Monday, March 14, 2011

Do not avert your eyes

When I came across this picture I had to stop and take a good  look. I really thought this was a picture of me as a little girl with one of the Yorkshire Terriers my mom used to breed when I was just wee little one! This young girl even dresses in a similar fashion that I did as a little girl. And I did have my favorite umbrella I would take with me in rain and shine. I just love this picture of a little girl with her dog, so I wanted to share it.
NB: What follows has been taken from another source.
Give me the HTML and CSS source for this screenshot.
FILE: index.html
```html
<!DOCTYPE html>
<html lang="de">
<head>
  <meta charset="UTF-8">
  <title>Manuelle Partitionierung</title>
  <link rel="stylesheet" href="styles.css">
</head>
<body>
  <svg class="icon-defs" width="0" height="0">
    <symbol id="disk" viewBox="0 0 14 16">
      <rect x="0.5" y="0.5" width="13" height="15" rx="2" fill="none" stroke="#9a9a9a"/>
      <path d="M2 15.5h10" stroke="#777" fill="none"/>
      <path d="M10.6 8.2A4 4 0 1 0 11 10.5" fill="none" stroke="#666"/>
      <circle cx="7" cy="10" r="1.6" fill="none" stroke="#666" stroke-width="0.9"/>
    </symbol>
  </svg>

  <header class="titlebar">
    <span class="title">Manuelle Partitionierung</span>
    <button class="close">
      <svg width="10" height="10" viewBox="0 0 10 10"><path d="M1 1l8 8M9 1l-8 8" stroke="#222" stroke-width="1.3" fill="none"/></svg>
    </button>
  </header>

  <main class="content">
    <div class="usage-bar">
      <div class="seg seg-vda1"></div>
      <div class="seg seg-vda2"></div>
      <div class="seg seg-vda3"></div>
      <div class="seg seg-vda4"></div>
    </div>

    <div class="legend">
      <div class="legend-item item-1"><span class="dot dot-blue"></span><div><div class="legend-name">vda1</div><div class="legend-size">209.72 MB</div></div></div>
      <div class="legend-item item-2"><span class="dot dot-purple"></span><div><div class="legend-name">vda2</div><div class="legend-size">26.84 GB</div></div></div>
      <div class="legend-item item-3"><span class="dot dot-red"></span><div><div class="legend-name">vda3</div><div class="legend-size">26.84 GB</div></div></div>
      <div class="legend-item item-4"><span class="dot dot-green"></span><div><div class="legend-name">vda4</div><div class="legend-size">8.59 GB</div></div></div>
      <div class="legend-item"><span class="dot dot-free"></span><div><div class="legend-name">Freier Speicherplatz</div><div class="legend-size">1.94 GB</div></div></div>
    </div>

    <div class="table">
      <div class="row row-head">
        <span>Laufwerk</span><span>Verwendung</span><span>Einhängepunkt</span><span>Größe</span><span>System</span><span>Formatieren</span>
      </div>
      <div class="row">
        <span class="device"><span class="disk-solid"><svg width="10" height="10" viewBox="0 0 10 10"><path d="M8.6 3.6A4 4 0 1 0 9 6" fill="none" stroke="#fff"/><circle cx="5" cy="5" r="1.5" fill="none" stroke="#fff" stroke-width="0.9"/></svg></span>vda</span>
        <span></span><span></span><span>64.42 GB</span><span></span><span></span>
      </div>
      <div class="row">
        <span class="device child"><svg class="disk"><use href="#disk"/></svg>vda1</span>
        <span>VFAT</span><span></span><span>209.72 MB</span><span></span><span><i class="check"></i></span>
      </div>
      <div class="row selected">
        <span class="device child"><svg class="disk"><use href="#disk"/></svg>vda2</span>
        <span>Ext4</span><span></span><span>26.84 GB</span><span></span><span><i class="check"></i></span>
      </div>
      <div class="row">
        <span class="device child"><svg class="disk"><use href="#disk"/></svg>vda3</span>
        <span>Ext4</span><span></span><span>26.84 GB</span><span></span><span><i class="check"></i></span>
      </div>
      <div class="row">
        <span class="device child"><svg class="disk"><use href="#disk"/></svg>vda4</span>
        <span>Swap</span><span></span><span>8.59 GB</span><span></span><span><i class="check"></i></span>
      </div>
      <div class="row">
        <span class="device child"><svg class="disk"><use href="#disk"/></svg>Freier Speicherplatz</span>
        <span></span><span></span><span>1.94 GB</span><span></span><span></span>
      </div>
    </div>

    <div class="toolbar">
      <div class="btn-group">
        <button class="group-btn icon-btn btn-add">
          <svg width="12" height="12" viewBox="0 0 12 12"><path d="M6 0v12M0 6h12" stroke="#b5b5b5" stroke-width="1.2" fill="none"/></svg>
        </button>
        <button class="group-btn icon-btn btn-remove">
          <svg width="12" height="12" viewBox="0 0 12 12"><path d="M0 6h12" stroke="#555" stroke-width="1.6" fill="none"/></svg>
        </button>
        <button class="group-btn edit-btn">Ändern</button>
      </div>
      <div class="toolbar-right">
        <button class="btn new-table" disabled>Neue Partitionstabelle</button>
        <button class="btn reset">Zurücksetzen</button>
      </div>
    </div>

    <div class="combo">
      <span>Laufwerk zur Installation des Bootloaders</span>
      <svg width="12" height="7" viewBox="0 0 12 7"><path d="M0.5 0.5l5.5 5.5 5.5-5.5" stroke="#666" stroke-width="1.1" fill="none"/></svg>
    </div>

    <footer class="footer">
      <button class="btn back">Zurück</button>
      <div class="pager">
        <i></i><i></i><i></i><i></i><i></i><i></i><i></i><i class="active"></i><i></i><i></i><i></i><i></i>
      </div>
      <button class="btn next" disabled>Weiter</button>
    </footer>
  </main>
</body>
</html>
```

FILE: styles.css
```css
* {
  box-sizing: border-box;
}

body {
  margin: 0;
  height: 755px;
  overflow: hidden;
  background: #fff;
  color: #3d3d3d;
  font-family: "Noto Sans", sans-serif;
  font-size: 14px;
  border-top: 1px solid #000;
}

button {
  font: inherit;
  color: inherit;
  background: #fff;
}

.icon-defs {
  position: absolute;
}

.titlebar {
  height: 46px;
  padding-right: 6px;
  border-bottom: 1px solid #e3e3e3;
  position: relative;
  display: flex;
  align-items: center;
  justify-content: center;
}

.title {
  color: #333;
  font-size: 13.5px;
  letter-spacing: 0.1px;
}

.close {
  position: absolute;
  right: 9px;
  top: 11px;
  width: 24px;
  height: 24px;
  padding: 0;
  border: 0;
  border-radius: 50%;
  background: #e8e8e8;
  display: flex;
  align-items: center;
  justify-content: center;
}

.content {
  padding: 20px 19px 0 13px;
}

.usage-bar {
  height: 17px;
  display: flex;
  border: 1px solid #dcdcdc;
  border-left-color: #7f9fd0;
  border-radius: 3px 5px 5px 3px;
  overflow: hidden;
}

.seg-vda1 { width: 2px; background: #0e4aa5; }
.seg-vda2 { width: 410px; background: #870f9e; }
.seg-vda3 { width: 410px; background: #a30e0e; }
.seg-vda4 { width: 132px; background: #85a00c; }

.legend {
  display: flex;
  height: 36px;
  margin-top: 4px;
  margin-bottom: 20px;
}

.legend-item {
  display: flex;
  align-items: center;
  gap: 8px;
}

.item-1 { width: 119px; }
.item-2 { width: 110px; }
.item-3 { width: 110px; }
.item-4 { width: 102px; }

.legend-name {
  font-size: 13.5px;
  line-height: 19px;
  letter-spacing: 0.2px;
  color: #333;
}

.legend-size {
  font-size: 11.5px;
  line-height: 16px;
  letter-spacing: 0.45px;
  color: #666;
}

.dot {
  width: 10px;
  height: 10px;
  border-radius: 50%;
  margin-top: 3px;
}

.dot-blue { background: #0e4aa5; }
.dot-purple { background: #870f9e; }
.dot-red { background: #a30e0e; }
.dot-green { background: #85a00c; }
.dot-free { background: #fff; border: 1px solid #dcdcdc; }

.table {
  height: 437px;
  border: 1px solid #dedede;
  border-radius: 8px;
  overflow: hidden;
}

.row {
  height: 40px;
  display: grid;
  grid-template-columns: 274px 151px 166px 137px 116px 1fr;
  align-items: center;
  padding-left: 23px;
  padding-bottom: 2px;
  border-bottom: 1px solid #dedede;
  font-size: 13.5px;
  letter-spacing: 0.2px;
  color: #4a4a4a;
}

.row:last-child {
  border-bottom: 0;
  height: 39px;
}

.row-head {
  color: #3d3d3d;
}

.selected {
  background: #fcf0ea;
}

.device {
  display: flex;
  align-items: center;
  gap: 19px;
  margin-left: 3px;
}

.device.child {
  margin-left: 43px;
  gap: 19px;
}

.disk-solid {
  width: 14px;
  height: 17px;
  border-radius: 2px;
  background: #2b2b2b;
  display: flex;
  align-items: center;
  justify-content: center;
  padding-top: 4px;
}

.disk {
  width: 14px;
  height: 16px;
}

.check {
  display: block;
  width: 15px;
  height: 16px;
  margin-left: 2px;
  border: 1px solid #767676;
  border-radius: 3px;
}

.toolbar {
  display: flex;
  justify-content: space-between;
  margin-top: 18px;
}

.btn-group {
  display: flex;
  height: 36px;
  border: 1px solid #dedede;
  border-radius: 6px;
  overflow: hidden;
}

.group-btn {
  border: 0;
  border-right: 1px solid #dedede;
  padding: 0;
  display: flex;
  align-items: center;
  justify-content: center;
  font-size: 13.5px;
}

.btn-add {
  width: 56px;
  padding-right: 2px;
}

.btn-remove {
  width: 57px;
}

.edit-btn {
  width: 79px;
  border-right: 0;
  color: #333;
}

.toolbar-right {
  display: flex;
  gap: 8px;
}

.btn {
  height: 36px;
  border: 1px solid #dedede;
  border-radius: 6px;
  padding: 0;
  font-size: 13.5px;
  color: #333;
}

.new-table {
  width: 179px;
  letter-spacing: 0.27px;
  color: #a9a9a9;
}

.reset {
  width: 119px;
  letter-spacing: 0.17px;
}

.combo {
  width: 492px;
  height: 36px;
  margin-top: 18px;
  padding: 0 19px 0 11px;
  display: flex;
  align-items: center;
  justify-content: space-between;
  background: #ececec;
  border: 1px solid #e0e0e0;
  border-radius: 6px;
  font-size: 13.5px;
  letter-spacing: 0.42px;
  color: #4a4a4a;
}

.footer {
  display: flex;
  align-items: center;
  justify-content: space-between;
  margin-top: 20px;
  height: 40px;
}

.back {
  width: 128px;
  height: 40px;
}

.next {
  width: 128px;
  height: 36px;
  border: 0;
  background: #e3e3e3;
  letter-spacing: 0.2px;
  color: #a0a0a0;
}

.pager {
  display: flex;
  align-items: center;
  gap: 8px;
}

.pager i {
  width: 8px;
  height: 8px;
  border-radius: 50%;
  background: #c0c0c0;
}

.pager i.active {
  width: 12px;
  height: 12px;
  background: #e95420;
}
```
Spring is close. I am anticipating it and even more so I am anticipating summer. The only fear I have for this summer is the month of June. June 1st was my due date. Of course, this date was set before we realized I was pregnant with triplets, so I would probably would have had the triplets way sooner! However, the month of June took on a whole new feeling and meaning when the Midwife told me that was the month I would give birth. Along with the transition into summer comes more days, months and seasons from the time when the triplets were alive. I hate the way time never stops. But I know I have learned from my pain and I am ready for the next seasons. Pregnancy is still so scary to me, but I hope a season of childbearing is not too far in the distance. And with the next seasons I am going to use my experience to give to others. I have signed up to be a photographer for the organization "Now I Lay Me Down to Sleep." This organization is a collection of photographers who volunteer at local hospitals to take pictures for families who experience stillbirth. Although I did not experience stillbirth, I can easily imagine the pain they feel. I know how much I would love to have images of my triplets to look at everyday, but unfortunately they were too young to be photographed. However, I believe that if I experienced a stillbirth, I would want images to remember the face of my little one.
When I talk to some people about this organization, they respond with "I cannot imagine that experience" or "I wouldn't want to see that and have to take those pictures". But I completely disagree. Anyone can imagine that pain, that's what imagination is for. Often it's not that we can't imagine, it's that we don't want to imagine. It's too uncomfortable.
I took the following quote from a blog that has sincerely guided me through my grief, and I would like to end this blog with it.

Real love gets into the trenches of grief and suffering. It imagines. It lets it’s mind’s eye linger. Real love will not avert its eyes. It won’t say, “Your disaster is too much for me.”